The Migration Agency told The Local that it had not altered its legal position on insurance for high-school students, or any other permit applicant.
"Legally, nothing has changed in recent years regarding these cases," Pierre Karatzian, a press officer at the agency, said in a written statement. "However, deficiencies in health insurance are a common reason for rejection and there were just over 20 cases last year (approximately a quarter of all applications in the “other studies” category, which includes upper secondary school exchanges) that were rejected due to deficiencies linked to the requirement for comprehensive health insurance."
Those numbers, he added, referred not only to applications for residence permits for exchange studies at the upper secondary school level, but also to other types of applications that fall under the "other studies" category.
Only seen these kinds of issues before in Poland and the Czech Republic
In all these exchange programs, high-school students from around the world are set up with a one-year spot in a local school in the host country, as well as a home with a volunteer host family, before they even apply for a study permit.
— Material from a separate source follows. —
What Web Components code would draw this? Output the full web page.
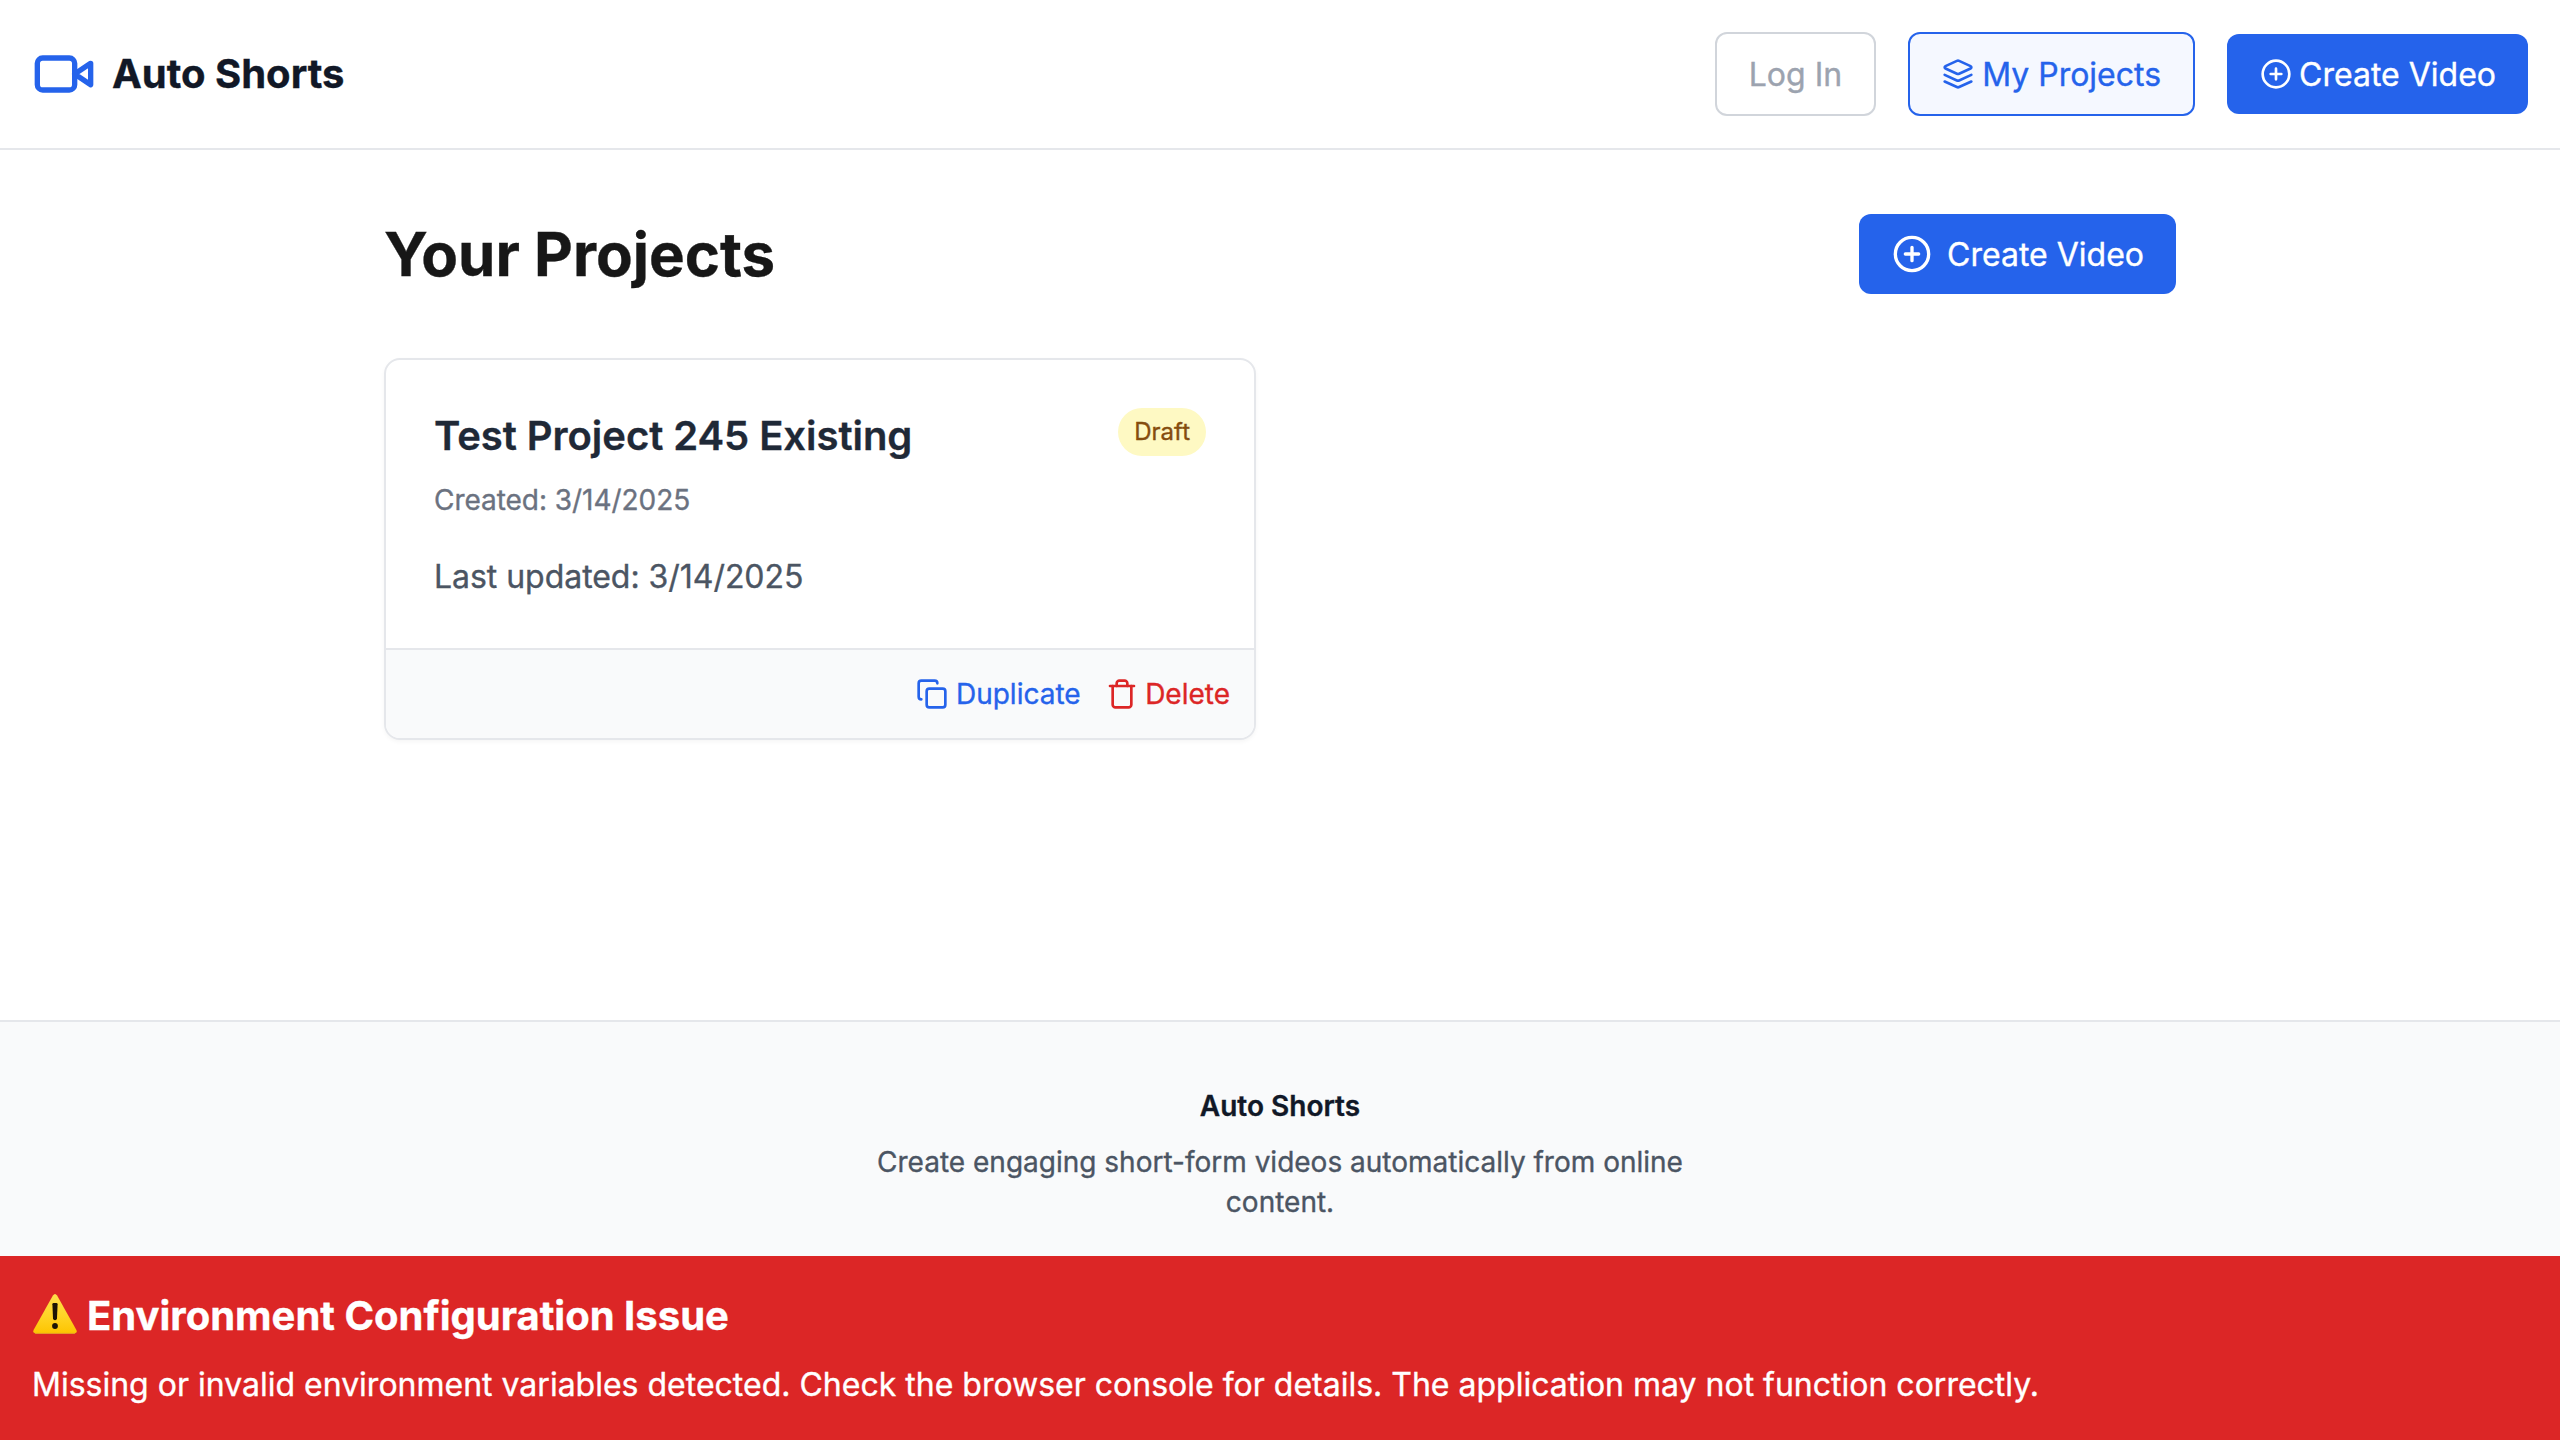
<!DOCTYPE html>
<html lang="en">
<head>
<meta charset="utf-8">
<title>Auto Shorts</title>
<style>
  html, body { margin: 0; height: 100%; }
  body { font-family: Inter, "Liberation Sans", sans-serif; font-size: 32px; line-height: 48px; color: #171717; background: #fff; overflow: hidden; -webkit-text-stroke-width: .35px; }
</style>
</head>
<body>
<shorts-app></shorts-app>
<script>
const define = (name, html, setup) => customElements.define(name, class extends HTMLElement {
  constructor() {
    super();
    const t = document.createElement('template');
    t.innerHTML = html;
    this.attachShadow({ mode: 'open' }).append(t.content.cloneNode(true));
  }
  connectedCallback() { if (setup) setup(this); }
});

const ICONS = {
  video: '<path d="m22 8-6 4 6 4V8Z"/><rect width="14" height="12" x="2" y="6" rx="2"/>',
  layers: '<path d="m12.83 2.18a2 2 0 0 0-1.66 0L2.6 6.08a1 1 0 0 0 0 1.83l8.58 3.91a2 2 0 0 0 1.66 0l8.58-3.9a1 1 0 0 0 0-1.83Z"/><path d="m22 17.65-9.17 4.16a2 2 0 0 1-1.66 0L2 17.65"/><path d="m22 12.65-9.17 4.16a2 2 0 0 1-1.66 0L2 12.65"/>',
  plus: '<circle cx="12" cy="12" r="10"/><path d="M8 12h8M12 8v8"/>',
  copy: '<rect width="14" height="14" x="8" y="8" rx="2"/><path d="M4 16c-1.1 0-2-.9-2-2V4c0-1.1.9-2 2-2h10c1.1 0 2 .9 2 2"/>',
  trash: '<path d="M3 6h18"/><path d="M19 6v14c0 1-1 2-2 2H7c-1 0-2-1-2-2V6"/><path d="M8 6V4c0-1 1-2 2-2h4c1 0 2 1 2 2v2"/>'
};

define('line-icon', `
<style>
  :host { display: block; flex: none; width: var(--size, 32px); height: var(--size, 32px); }
  :host([name="plus"]), :host([name="trash"]) { margin: 0 -.7px 0 .7px; }
  svg { display: block; width: 100%; height: 100%; fill: none; stroke: currentColor; stroke-width: 2; stroke-linecap: round; stroke-linejoin: round; }
</style><svg viewBox="0 0 24 24" aria-hidden="true"></svg>`,
  el => { el.shadowRoot.querySelector('svg').innerHTML = ICONS[el.getAttribute('name')]; });

define('warning-sign', `
<style>:host { display: block; width: 46px; height: 42px; margin: -4px 0 0; } svg { display: block; }</style>
<svg width="46" height="42" viewBox="0 0 46 42" aria-hidden="true">
  <defs><linearGradient id="g" x1="0" y1="0" x2="0" y2="1"><stop offset="0" stop-color="#ffdf4a"/><stop offset=".55" stop-color="#ffd426"/><stop offset="1" stop-color="#fdc400"/></linearGradient></defs>
  <path d="M20.9 2.6Q23 -.4 25.1 2.6L44.4 37Q45.6 40.4 42.4 40.4H3.6Q.4 40.4 1.6 37Z" fill="url(#g)"/>
  <path d="M2.2 39.4Q2.8 40.4 4 40.4H42Q43.2 40.4 43.8 39.4" fill="none" stroke="#e2a92c" stroke-width=".8"/>
  <path d="M20.4 11.2Q20.4 10 21.6 10H24.4Q25.6 10 25.600 11.2L25 25.2Q24.8 27.2 23 27.2T21 25.2Z" fill="#1c1405"/>
  <circle cx="23" cy="33" r="2.9" fill="#1c1405"/>
</svg>`);

define('app-button', `
<style>
  :host { display: flex; align-items: center; gap: var(--gap, 8px); box-sizing: border-box; height: 80px; padding: 0 32px; border-radius: 12px; color: #fff; background: #2563eb; white-space: nowrap; }
  :host([variant="disabled"]) { height: 84px; color: #9ca3af; background: #fff; border: 2px solid #d1d5db; }
  :host([variant="outline"]) { height: 84px; color: #2563eb; background: #f5f8ff; border: 2px solid #2563eb; }
  .label { padding-top: 2px; }
</style><slot name="icon"></slot><span class="label"><slot></slot></span>`);

define('site-header', `
<style>
  :host { display: flex; justify-content: space-between; align-items: center; padding: 32px; border-bottom: 2px solid #e5e7eb; background: #fff; }
  .brand, nav { display: flex; align-items: center; }
  .brand { gap: 16px; font-size: 40px; line-height: 56px; font-weight: 700; color: #111827; }
  .brand line-icon { --size: 64px; color: #2563eb; margin: -4px 0; }
  nav { gap: 32px; }
</style>
<div class="brand"><line-icon name="video"></line-icon><span>Auto Shorts</span></div>
<nav>
  <app-button variant="disabled">Log In</app-button>
  <app-button variant="outline"><line-icon slot="icon" name="layers"></line-icon>My Projects</app-button>
  <app-button><line-icon slot="icon" name="plus"></line-icon>Create Video</app-button>
</nav>`);

define('status-badge', `
<style>:host { display: block; padding: 8px 16px; border-radius: 24px; font-size: 24px; line-height: 32px; color: #854d0e; background: #fef9c3; }</style><slot></slot>`);

define('card-action', `
<style>:host { display: flex; align-items: center; gap: 7.5px; font-size: 28px; line-height: 40px; color: var(--tone); }</style><slot name="icon"></slot><slot></slot>`);

define('project-card', `
<style>
  :host { display: block; box-sizing: border-box; border: 2px solid #e5e7eb; border-radius: 16px; overflow: hidden; background: #fff; box-shadow: 0 2px 4px rgba(0,0,0,.04); }
  .body { padding: 48px; }
  .top { display: flex; justify-content: space-between; align-items: flex-start; }
  h2 { margin: 0; font-size: 40px; line-height: 56px; font-weight: 600; letter-spacing: -.05px; color: #1f2937; }
  .created { margin: 16px 0 32px; font-size: 28px; line-height: 40px; letter-spacing: -.04px; color: #6b7280; }
  .updated { margin: 0 0 -1px; padding-top: 1px; letter-spacing: -.04px; color: #4b5563; }
  .actions { display: flex; justify-content: flex-end; gap: 25px; padding: 24px; border-top: 2px solid #e5e7eb; background: #f9fafb; }
</style>
<div class="body">
  <div class="top"><h2><slot name="title"></slot></h2><slot name="status"></slot></div>
  <p class="created"><slot name="created"></slot></p>
  <p class="updated"><slot name="updated"></slot></p>
</div>
<div class="actions">
  <card-action style="--tone:#2563eb"><line-icon slot="icon" name="copy"></line-icon>Duplicate</card-action>
  <card-action style="--tone:#dc2626"><line-icon slot="icon" name="trash"></line-icon>Delete</card-action>
</div>`);

define('projects-page', `
<style>
  :host { display: block; width: 1792px; margin: 0 auto; padding-top: 64px; }
  .head { display: flex; justify-content: space-between; align-items: center; margin-bottom: 64px; }
  h1 { margin: 0; padding-bottom: 1px; font-size: 60px; line-height: 72px; font-weight: 700; color: #171717; }
  app-button { --gap: 16px; }
  line-icon { --size: 40px; }
  .grid { display: grid; grid-template-columns: 1fr 1fr; gap: 48px; }
</style>
<div class="head"><h1>Your Projects</h1><app-button><line-icon slot="icon" name="plus"></line-icon>Create Video</app-button></div>
<div class="grid">
  <project-card>
    <span slot="title">Test Project 245 Existing</span>
    <status-badge slot="status">Draft</status-badge>
    <span slot="created">Created: 3/14/2025</span>
    <span slot="updated">Last updated: 3/14/2025</span>
  </project-card>
</div>`);

define('site-footer', `
<style>
  :host { display: flex; flex-direction: column; align-items: center; gap: 16px; box-sizing: border-box; height: 236px; padding-top: 64px; border-top: 2px solid #e5e7eb; background: #f9fafb; font-size: 28px; line-height: 40px; text-align: center; }
  strong { font-weight: 600; color: #111827; }
  p { margin: 0; width: 896px; color: #4b5563; }
</style>
<strong>Auto Shorts</strong>
<p>Create engaging short-form videos automatically from online content.</p>`);

define('config-alert', `
<style>
  :host { display: flex; flex-direction: column; gap: 16px; padding: 32px; color: #fff; background: #dc2626; }
  .title { display: flex; align-items: center; gap: 9px; font-size: 40px; line-height: 56px; font-weight: 700; }
  p { margin: 0 0 -1px; padding-top: 1px; }
</style>
<div class="title"><warning-sign></warning-sign><span>Environment Configuration Issue</span></div>
<p>Missing or invalid environment variables detected. Check the browser console for details. The application may not function correctly.</p>`);

define('shorts-app', `
<style>
  :host { display: flex; flex-direction: column; height: 100vh; }
  main { flex: 1; }
</style>
<site-header></site-header>
<main><projects-page></projects-page></main>
<site-footer></site-footer>
<config-alert></config-alert>`);
</script>
</body>
</html>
“To apply for the visa we have to have the host family and school in Sweden in place,” says Lundberg. “Immigration needs it. That has to be in place. Several times now we have had this ready, then we have to say to the schools and the families, sorry, they’re not coming. It’s a big let down for the Swedish host family and schools.”
Pierre Karatzian of Migrationsverket noted that "In order for the Swedish Migration Agency to be able to examine the application and grant a permit, a specific school or host family is not required. It is sufficient for the exchange organization to certify that there will be a school placement, that the studies will be full-time, and to provide information about the duration of study. For students who are minors, there is a requirement for arranged accommodation, but for those participating through an exchange organization, it is sufficient for the exchange organization to certify that there will be a host family to receive the child."
Perhaps the most confusing thing for those affected was how low-risk these cases are.
“It’s an exchange student. They are coming, they are covered, they are leaving, they have a return ticket. We have a date when they are leaving,” said Wehner of AFS. “They’re going to be here for 11 months. Why are you restricting their opportunity to learn the Swedish culture and language?"
“Other than Poland and Czech Republic we haven’t before seen this kind of issue with a country rejecting our medical insurance,” said his colleague Barnett in the New York office. “Back when we used to have operations in Russia we had challenges getting participants into Russia.”
The Swedish exchange organization staff also expressed concern at the long-term ripple effects of these apparently senseless denials on Sweden's reputation abroad.
“It’s not good. It more or less looks like Sweden is making priorities in the wrong places," said Lundberg at Go! Study Scandinavia. “They will give up on Sweden. It’s not only Thailand. It’s any country outside the EU – the US, Japan. People are saying that Sweden is hard to get into and that means the exchange students will eventually give up and stop coming."
“We are now diverting students, saying, why don’t you apply for Norway or Denmark instead? We would rather send the students to Denmark or Norway [than deal with Sweden].” Lundberg added. "We [Sweden] look like shit out there."